International Space Station dodges orbital debris hours before SpaceX cargo ship's arrival: report
The debris avoidance maneuver took place on Nov. 10.
Update for Nov. 13: In an email to Space.com, a representative from NASA's Space Operations Mission Directorate confirmed the debris avoidance maneuver that took place on Nov. 10.
"On Nov. 10, the International Space Station’s Zvezda service module engines were fired for five mins, 16 seconds beginning at 10:07 a.m. EST to maneuver the complex away from the predicted track of an orbital debris fragment," NASA's email reads.
"The maneuver had no effect on the rendezvous and docking of NASA's SpaceX 29th commercial resupply mission, which docked to the space station at 5:07 a.m. Nov. 11 after launch two days prior."
The International Space Station moved out of the way of space debris yet again this year, hours before a new cargo ship is supposed to arrive.
A Russian Progress cargo spacecraft attached to the International Space Station (ISS) fired its engines Friday (Nov. 10) in a space debris avoidance maneuver, Russian federal space agency Roscosmos officials wrote on Telegram; translation was provided automatically by Google. (Space.com reached out to NASA officials and is awaiting the agency's confirmation of the maneuver, as well as the nature of the debris.)

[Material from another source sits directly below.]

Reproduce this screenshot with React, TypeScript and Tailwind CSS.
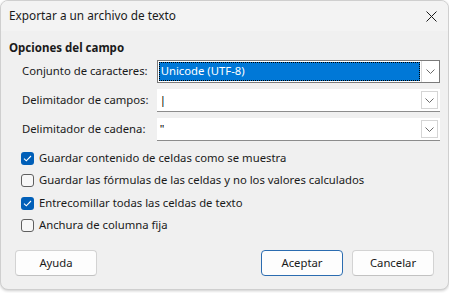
import React from "react";

const font = { fontFamily: '"Segoe UI", "Noto Sans", "Liberation Sans", sans-serif' };

function Chevron() {
  return (
    <svg width="9" height="5" viewBox="0 0 9 5" fill="none">
      <path d="M0.5 0.5 L4.5 4.5 L8.5 0.5" stroke="#6b6b6b" strokeWidth="1" />
    </svg>
  );
}

function Combo({ value, focused }: { value: string; focused?: boolean }) {
  if (focused) {
    return (
      <div className="flex h-[23px] w-[284px] border border-[#7a7a7a] bg-white">
        <div className="m-px flex flex-1 items-center border border-dotted border-black bg-[#0078d7] pl-px text-[11.3px] text-white">
          {value}
        </div>
        <div className="flex w-[18px] items-center justify-center border-l border-[#d9d9d9] bg-white">
          <Chevron />
        </div>
      </div>
    );
  }
  return (
    <div className="flex h-[23px] w-[284px] border-b border-[#8c8c8c] bg-white">
      <div className="flex flex-1 items-center pl-[3px] text-[11.3px] text-black">{value}</div>
      <div className="mr-[2px] mt-[2px] flex h-[18px] w-[17px] items-center justify-center border border-[#d5d5d5] bg-white">
        <Chevron />
      </div>
    </div>
  );
}

function Check({ checked, label }: { checked?: boolean; label: string }) {
  return (
    <div className="flex h-[22.4px] items-center gap-[5px]">
      {checked ? (
        <div className="flex h-[13px] w-[13px] items-center justify-center rounded-[3px] bg-[#005fb8]">
          <svg width="9" height="7" viewBox="0 0 9 7" fill="none">
            <path d="M1 3.6 L3.3 5.8 L8 1" stroke="white" strokeWidth="1.1" />
          </svg>
        </div>
      ) : (
        <div className="h-[13px] w-[13px] rounded-[3px] border border-[#5f5f5f] bg-[#f7f7f7]" />
      )}
      <span className="text-[11.3px] text-[#1a1a1a]">{label}</span>
    </div>
  );
}

function Btn({ label, primary }: { label: string; primary?: boolean }) {
  return (
    <div
      className={
        "flex h-[26px] w-[82px] items-center justify-center rounded-[4px] bg-[#fdfdfd] text-[11.3px] text-[#1a1a1a] " +
        (primary ? "border border-[#2b6cb0]" : "border border-[#d3d3d3] border-b-[#c2c2c2]")
      }
    >
      {label}
    </div>
  );
}

export default function App() {
  return (
    <div className="h-[293px] w-[449px] bg-white" style={font}>
      <div className="flex h-[290px] w-[449px] flex-col overflow-hidden rounded-[8px] border border-[#cfcfcf] bg-[#f0f0f0] shadow-[0_1px_3px_rgba(0,0,0,0.2)]">
        <div className="flex h-[30px] items-center justify-between bg-[#f3f3f3] pl-[8px] pr-[11px] text-[11.8px] text-[#1a1a1a]">
          <span>Exportar a un archivo de texto</span>
          <svg width="11" height="11" viewBox="0 0 11 11" fill="none">
            <path d="M0.5 0.5 L10.5 10.5 M10.5 0.5 L0.5 10.5" stroke="#1a1a1a" strokeWidth="1" />
          </svg>
        </div>
        <div className="flex flex-1 flex-col px-[8px]">
          <div className="mt-[8px] text-[11.5px] font-bold text-[#1a1a1a]">Opciones del campo</div>
          <div className="mt-[4px] flex flex-col gap-[6px] pl-[13px]">
            <div className="flex items-center">
              <span className="w-[135px] text-[11.3px] text-[#1a1a1a]">Conjunto de caracteres:</span>
              <Combo value="Unicode (UTF-8)" focused />
            </div>
            <div className="flex items-center">
              <span className="w-[135px] text-[11.3px] text-[#1a1a1a]">Delimitador de campos:</span>
              <Combo value="|" />
            </div>
            <div className="flex items-center">
              <span className="w-[135px] text-[11.3px] text-[#1a1a1a]">Delimitador de cadena:</span>
              <Combo value={'"'} />
            </div>
          </div>
          <div className="mt-[6px] flex flex-col pl-[12px]">
            <Check checked label="Guardar contenido de celdas como se muestra" />
            <Check label="Guardar las fórmulas de las celdas y no los valores calculados" />
            <Check checked label="Entrecomillar todas las celdas de texto" />
            <Check label="Anchura de columna fija" />
          </div>
          <div className="mt-auto mb-[13px] flex items-center px-[6px]">
            <Btn label="Ayuda" />
            <div className="flex-1" />
            <div className="flex gap-[9px]">
              <Btn label="Aceptar" primary />
              <Btn label="Cancelar" />
            </div>
          </div>
        </div>
      </div>
    </div>
  );
}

The five-minute (316.5-second) engine burn took place at 10:07 a.m. EST (1507 GMT or 6:07 p.m. in Moscow), the statement from Roscosmos added, raising the orbit of the ISS by roughly 3,000 feet (900 meters). For comparison, the average ISS orbit is about 250 miles (400 km).
NASA has not yet disclosed what impact this maneuver, if confirmed, may have on ISS operations. A SpaceX Dragon cargo spacecraft launched on Thursday (Nov. 8) is expected to arrive there in mere hours. Dragon should berth at the ISS at 3:45 a.m. EST (0845 GMT) tomorrow (Nov. 10), if there are no changes to the schedule.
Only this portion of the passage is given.